When looking at Main Characters who maintain their resolve to the bitter end, it is more appropriate to look at their growth as a response to the world outside of them. As they themselves don’t fundamentally Change, their growth is seen as a matter of buttressing up against forces that they wish to change. Again, the nature of that change in the external can be described as either Start or Stop.

In a story with a Main Character who Remains Steadfast by Stopping, the Main Character will appear to the audience as someone who is holding out for something to stop. Like Kirk holding out for Nero to “stop” seeking revenge in the latest Star Trek movie, William Wallace in Braveheart is holding out for England to “stop” its reign of tyranny.

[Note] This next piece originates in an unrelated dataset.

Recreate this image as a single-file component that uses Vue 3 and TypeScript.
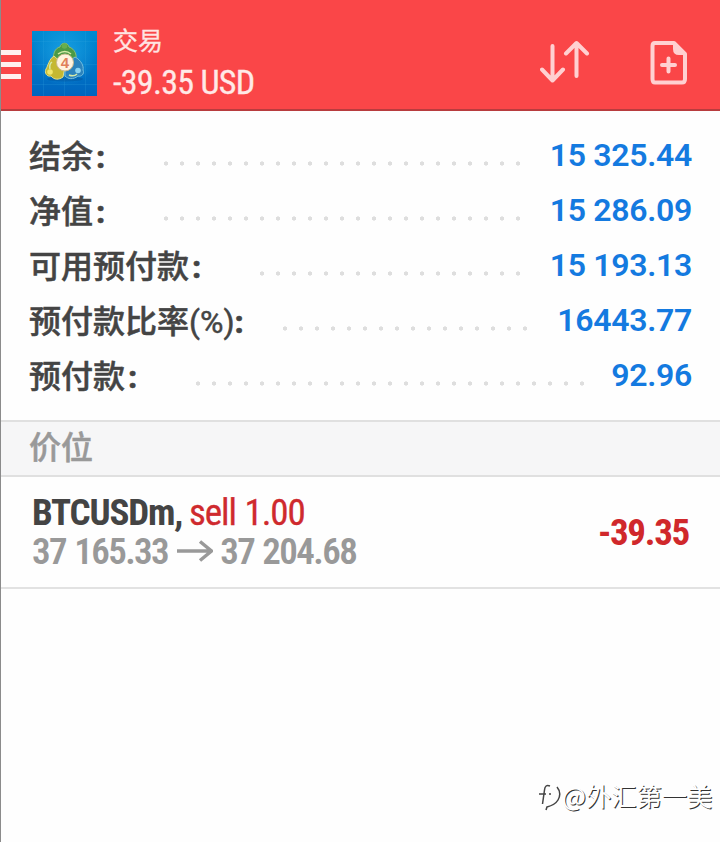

In stories with Main Characters who Remain Steadfast by Starting, the Main Character will be holding out for something to start. In these kinds of stories, the Main Character is seen to be holding out for something better to come along. Ray Kinsella in Field of Dreams keeps following the whims of a ghostly voice heard in a cornfield. “If you build it, he will come” describes Ray’s growth as a process he undertakes in the hopes that something inexplicably wonderful will start.

Lester’s Growth

In American Beauty, we have already seen how Lester fundamentally Changes at the end of the story. Taking a look once again at the original screenplay, we can see the direction his growth takes:

INT. COMMUTER TRAIN - A SHORT TIME LATER LESTER sits IN the crowded TRAIN, his head UP against the window. He’s fast asleep. LESTER (V.O.) Both my wife and my daughter think I’m this gigantic loser. He has a paper CUP OF COFFEE IN one hand, haphazardly holding it against his knee. Slowly, it tips over, spilling onto his pants leg. He remains asleep. LESTER (V.O.) (cont’d) And they’re right. I’ve lost something very important. I’m not exactly sure what it is, but I know I didn’t always feel this…sedated.

And here’s the video montage again in case you missed it from the first article:

In the final version, the filmmakers even added the line, “But you know what? It’s never too late…to get it back.” A perfect example of a Main Character who will grow in the direction of “starting” something.